### EXERCISE AIM
Select the lines that contain "styles" and copy each of them.

[start]

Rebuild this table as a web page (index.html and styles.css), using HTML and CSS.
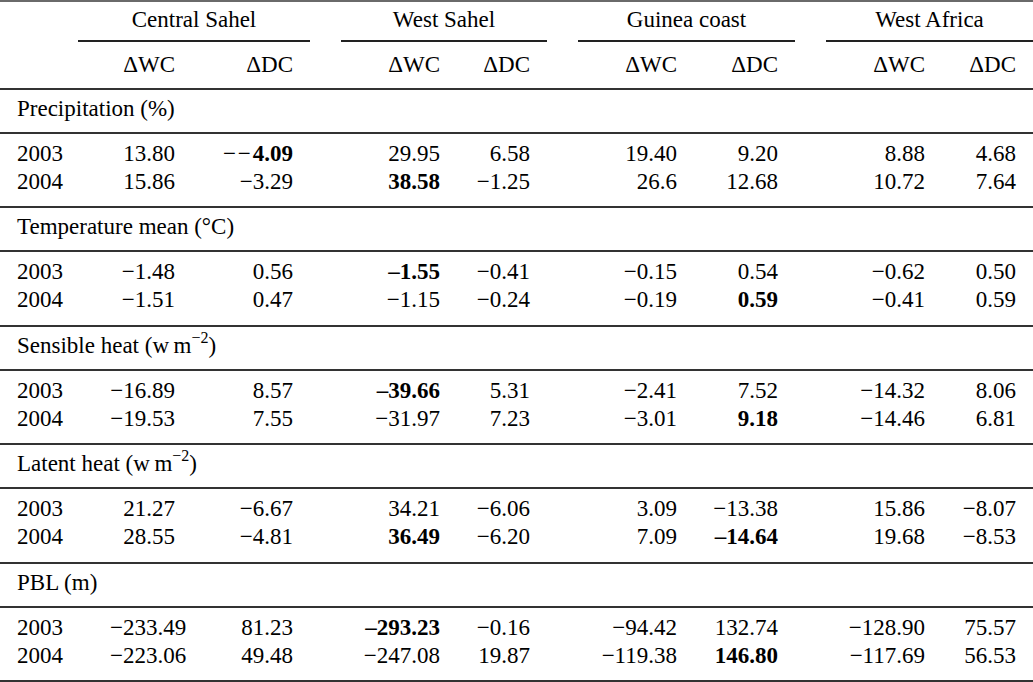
FILE: index.html
```html
<!DOCTYPE html>
<html lang="en">
<head>
<meta charset="utf-8">
<title>Table</title>
<link rel="stylesheet" href="styles.css">
</head>
<body>
<div class="table">
  <div class="groups">
    <div class="group"><span>Central Sahel</span><div class="cmid"></div></div>
    <div class="group"><span>West Sahel</span><div class="cmid"></div></div>
    <div class="group"><span>Guinea coast</span><div class="cmid"></div></div>
    <div class="group"><span>West Africa</span><div class="cmid"></div></div>
  </div>
  <div class="row cols subhead">
    <div class="lab"></div>
    <div>ΔWC</div><div>ΔDC</div>
    <div>ΔWC</div><div>ΔDC</div>
    <div>ΔWC</div><div>ΔDC</div>
    <div>ΔWC</div><div>ΔDC</div>
  </div>

  <div class="heading">Precipitation (%)</div>
  <div class="block">
    <div class="row cols">
      <div class="lab">2003</div>
      <div>13.80</div><div>−&#8202;−&#8202;<b>4.09</b></div>
      <div>29.95</div><div>6.58</div>
      <div>19.40</div><div>9.20</div>
      <div>8.88</div><div>4.68</div>
    </div>
    <div class="row cols">
      <div class="lab">2004</div>
      <div>15.86</div><div>−3.29</div>
      <div><b>38.58</b></div><div>−1.25</div>
      <div>26.6</div><div>12.68</div>
      <div>10.72</div><div>7.64</div>
    </div>
  </div>

  <div class="heading">Temperature mean (°C)</div>
  <div class="block">
    <div class="row cols">
      <div class="lab">2003</div>
      <div>−1.48</div><div>0.56</div>
      <div><b>–1.55</b></div><div>−0.41</div>
      <div>−0.15</div><div>0.54</div>
      <div>−0.62</div><div>0.50</div>
    </div>
    <div class="row cols">
      <div class="lab">2004</div>
      <div>−1.51</div><div>0.47</div>
      <div>−1.15</div><div>−0.24</div>
      <div>−0.19</div><div><b>0.59</b></div>
      <div>−0.41</div><div>0.59</div>
    </div>
  </div>

  <div class="heading">Sensible heat (w&#8201;m<sup>−2</sup>)</div>
  <div class="block">
    <div class="row cols">
      <div class="lab">2003</div>
      <div>−16.89</div><div>8.57</div>
      <div><b>–39.66</b></div><div>5.31</div>
      <div>−2.41</div><div>7.52</div>
      <div>−14.32</div><div>8.06</div>
    </div>
    <div class="row cols">
      <div class="lab">2004</div>
      <div>−19.53</div><div>7.55</div>
      <div>−31.97</div><div>7.23</div>
      <div>−3.01</div><div><b>9.18</b></div>
      <div>−14.46</div><div>6.81</div>
    </div>
  </div>

  <div class="heading">Latent heat (w&#8201;m<sup>−2</sup>)</div>
  <div class="block">
    <div class="row cols">
      <div class="lab">2003</div>
      <div>21.27</div><div>−6.67</div>
      <div>34.21</div><div>−6.06</div>
      <div>3.09</div><div>−13.38</div>
      <div>15.86</div><div>−8.07</div>
    </div>
    <div class="row cols">
      <div class="lab">2004</div>
      <div>28.55</div><div>−4.81</div>
      <div><b>36.49</b></div><div>−6.20</div>
      <div>7.09</div><div><b>–14.64</b></div>
      <div>19.68</div><div>−8.53</div>
    </div>
  </div>

  <div class="heading">PBL (m)</div>
  <div class="block">
    <div class="row cols">
      <div class="lab">2003</div>
      <div>−233.49</div><div>81.23</div>
      <div><b>–293.23</b></div><div>−0.16</div>
      <div>−94.42</div><div>132.74</div>
      <div>−128.90</div><div>75.57</div>
    </div>
    <div class="row cols">
      <div class="lab">2004</div>
      <div>−223.06</div><div>49.48</div>
      <div>−247.08</div><div>19.87</div>
      <div>−119.38</div><div><b>146.80</b></div>
      <div>−117.69</div><div>56.53</div>
    </div>
  </div>
</div>
</body>
</html>
```

FILE: styles.css
```css
html, body {
  margin: 0;
  padding: 0;
  background: #ffffff;
}

body {
  font-family: "Liberation Serif", "Times New Roman", serif;
  font-size: 23px;
  line-height: 28px;
  color: #000;
}

.table {
  width: 1033px;
  border-top: 2px solid #6a6a6a;
  border-bottom: 2px solid #333;
}

.groups {
  display: grid;
  grid-template-columns: 232px 206px 217px 207px;
  column-gap: 31px;
  padding-left: 78px;
  padding-top: 4px;
}

.group {
  text-align: center;
}

.group span {
  display: block;
}

.cmid {
  margin-top: 6px;
  border-top: 2px solid #222;
}

.cols {
  display: grid;
  grid-template-columns: 110px 65px 118px 147px 90px 147px 101px 147px 91px;
  padding-right: 17px;
}

.cols > div {
  text-align: right;
  white-space: nowrap;
}

.cols > .lab {
  text-align: left;
  padding-left: 17px;
}

.subhead {
  padding-top: 9px;
  padding-bottom: 9px;
}

.heading {
  border-top: 2px solid #333;
  padding: 5px 0 9px 17px;
}

.heading sup {
  font-size: 16px;
  line-height: 0;
  vertical-align: 10px;
}

.block {
  border-top: 2px solid #333;
  padding-top: 6px;
  padding-bottom: 10.4px;
}

b {
  font-weight: bold;
}
```
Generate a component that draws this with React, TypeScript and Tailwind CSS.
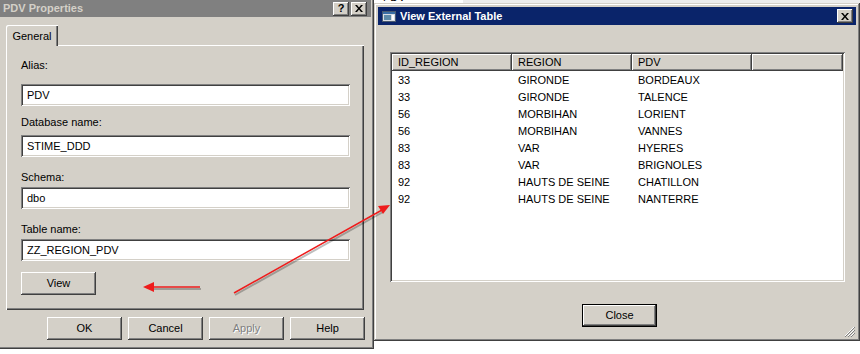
import React from "react";

const FONT = { fontFamily: '"Liberation Sans", Arial, sans-serif' };

const RAISED =
  "shadow-[inset_-1px_-1px_#404040,inset_1px_1px_#ffffff,inset_-2px_-2px_#808080]";
const SUNKEN =
  "shadow-[inset_1px_1px_#808080,inset_-1px_-1px_#ffffff,inset_2px_2px_#404040,inset_-2px_-2px_#d4d0c8]";

const ROWS = [
  ["33", "GIRONDE", "BORDEAUX"],
  ["33", "GIRONDE", "TALENCE"],
  ["56", "MORBIHAN", "LORIENT"],
  ["56", "MORBIHAN", "VANNES"],
  ["83", "VAR", "HYERES"],
  ["83", "VAR", "BRIGNOLES"],
  ["92", "HAUTS DE SEINE", "CHATILLON"],
  ["92", "HAUTS DE SEINE", "NANTERRE"],
];

function Btn({
  label,
  disabled,
  className = "",
}: {
  label: string;
  disabled?: boolean;
  className?: string;
}) {
  return (
    <div
      className={`flex h-[23px] w-[75px] items-center justify-center bg-[#d4d0c8] ${RAISED} ${className}`}
    >
      <span
        className={
          disabled
            ? "text-[#808080] [text-shadow:1px_1px_#ffffff]"
            : "text-black"
        }
      >
        {label}
      </span>
    </div>
  );
}

function CapBtn({ children }: { children: React.ReactNode }) {
  return (
    <div
      className={`flex h-[14px] w-[16px] items-center justify-center bg-[#d4d0c8] ${RAISED}`}
    >
      {children}
    </div>
  );
}

function CloseGlyph() {
  return (
    <svg width="8" height="7" viewBox="0 0 8 7">
      <path d="M0 0h2l2 2.5L6 0h2L5 3.5 8 7H6L4 4.5 2 7H0l3-3.5z" fill="#000" />
    </svg>
  );
}

function Field({
  label,
  value,
  labelTop,
  gap,
}: {
  label: string;
  value: string;
  labelTop: number;
  gap: number;
}) {
  return (
    <div style={{ marginTop: labelTop }}>
      <div className="h-[13px] leading-[13px]">{label}</div>
      <div
        className={`flex h-[22px] w-[329px] items-center bg-white pl-[6px] ${SUNKEN}`}
        style={{ marginTop: gap }}
      >
        {value}
      </div>
    </div>
  );
}

function PropertiesDialog() {
  return (
    <div className="h-[349px] w-[374px] shrink-0 bg-[#d4d0c8] shadow-[inset_-1px_-1px_#404040,inset_-2px_-2px_#808080]">
      <div className="mr-[3px] flex h-[17px] items-center justify-between bg-[#808080] pl-[3px] pr-[4px]">
        <span className="font-bold text-[#d4d0c8]">PDV Properties</span>
        <div className="flex gap-[2px]">
          <CapBtn>
            <span className="text-[11px] font-bold leading-none text-black">?</span>
          </CapBtn>
          <CapBtn>
            <CloseGlyph />
          </CapBtn>
        </div>
      </div>

      <div className="ml-[6px] mt-[8px] w-[358px]">
        <div className="relative z-10 -mb-px flex h-[21px] w-[52px] items-center justify-center rounded-tl-[2px] bg-[#d4d0c8] pt-[2px] shadow-[inset_1px_1px_#ffffff,inset_-1px_0_#404040,inset_-2px_0_#808080]">
          General
        </div>
        <div className="h-[265px] bg-[#d4d0c8] pl-[15px] pt-px shadow-[inset_1px_1px_#ffffff,inset_-1px_-1px_#404040,inset_-2px_-2px_#808080]">
          <Field label="Alias:" value="PDV" labelTop={13} gap={12} />
          <Field label="Database name:" value="STIME_DDD" labelTop={10} gap={6} />
          <Field label="Schema:" value="dbo" labelTop={14} gap={3} />
          <Field label="Table name:" value="ZZ_REGION_PDV" labelTop={14} gap={3} />
          <Btn label="View" className="mt-[11px] h-[22px]" />
        </div>
      </div>

      <div className="mt-[7px] flex justify-end gap-[6px] pr-[9px]">
        <Btn label="OK" />
        <Btn label="Cancel" />
        <Btn label="Apply" disabled />
        <Btn label="Help" />
      </div>
    </div>
  );
}

function TableDialog() {
  const cols = ["ID_REGION", "REGION", "PDV"];
  return (
    <div className="flex w-[486px] flex-col">
      <div className="flex h-[3px] overflow-hidden bg-[#ececec]">
        <div className="relative h-[3px] w-[89px] overflow-hidden bg-white">
          <span className="absolute left-[9px] top-[-9px] leading-[13px]">PDV</span>
        </div>
      </div>
      <div className="relative h-[338px] bg-[#d4d0c8] px-[4px] pt-[4px] shadow-[inset_-1px_-1px_#404040,inset_1px_1px_#d4d0c8,inset_-2px_-2px_#808080,inset_2px_2px_#ffffff]">
        <div className="flex h-[18px] items-center justify-between bg-[#0a246a] pl-[4px] pr-[3px]">
          <div className="flex items-center gap-[4px]">
            <svg width="14" height="11" viewBox="0 0 14 11">
              <rect x="0.5" y="0.5" width="13" height="10" fill="#d8dce4" stroke="#4a5a70" />
              <rect x="1" y="1" width="12" height="2" fill="#3a6ea5" />
              <rect x="2" y="4" width="7" height="5" fill="#5d8aa8" />
              <rect x="10" y="4" width="2" height="5" fill="#ffffff" />
            </svg>
            <span className="font-bold text-white">View External Table</span>
          </div>
          <CapBtn>
            <CloseGlyph />
          </CapBtn>
        </div>

        <div
          className={`ml-[12px] mt-[27px] h-[230px] w-[455px] bg-white p-[2px] ${SUNKEN}`}
        >
          <div className="flex h-[17px]">
            {cols.map((c) => (
              <div
                key={c}
                className={`flex h-[17px] w-[120px] items-center bg-[#d4d0c8] pl-[6px] ${RAISED}`}
              >
                {c}
              </div>
            ))}
            <div className={`h-[17px] flex-1 bg-[#d4d0c8] ${RAISED}`} />
          </div>
          {ROWS.map((r, i) => (
            <div key={i} className="flex h-[17px] items-center pt-px">
              {r.map((v, j) => (
                <div key={j} className="w-[120px] pl-[6px] text-black">
                  {v}
                </div>
              ))}
            </div>
          ))}
        </div>

        <div className="ml-[204px] mt-[22px] flex h-[23px] w-[75px] items-center justify-center bg-[#d4d0c8] shadow-[inset_0_0_0_1px_#000000,inset_-2px_-2px_#404040,inset_2px_2px_#ffffff,inset_-3px_-3px_#808080]">
          Close
        </div>

        <svg
          className="absolute bottom-[4px] right-[5px]"
          width="11"
          height="11"
          viewBox="0 0 11 11"
        >
          <path d="M10 1L1 10M10 4L4 10M10 7L7 10" stroke="#ffffff" strokeWidth="1" />
          <path d="M11 1L1 11M11 4L4 11M11 7L7 11" stroke="#808080" strokeWidth="1" />
        </svg>
      </div>
    </div>
  );
}

export default function App() {
  return (
    <div
      className="relative flex h-[354px] w-[860px] items-start overflow-hidden bg-white text-[11px] leading-[13px] text-black"
      style={FONT}
    >
      <PropertiesDialog />
      <TableDialog />
      <svg
        className="pointer-events-none absolute inset-0"
        width="860"
        height="354"
        viewBox="0 0 860 354"
      >
        <g opacity="0.25" transform="translate(1 2)">
          <line x1="234" y1="293" x2="382" y2="210" stroke="#000" strokeWidth="2" />
          <line x1="200" y1="287" x2="152" y2="287" stroke="#000" strokeWidth="2" />
        </g>
        <line x1="234" y1="293" x2="382" y2="210" stroke="#ee1c1c" strokeWidth="1.5" />
        <polygon points="390,205 378,206 383,214" fill="#ee1c1c" />
        <line x1="200" y1="287" x2="152" y2="287" stroke="#ee1c1c" strokeWidth="1.5" />
        <polygon points="143,287 154,282 154,292" fill="#ee1c1c" />
      </svg>
    </div>
  );
}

[end]

### RESULT OF THE TASK
Rebuild this table as a web page (index.html and styles.css), using HTML and CSS.
<link rel="stylesheet" href="styles.css">
FILE: styles.css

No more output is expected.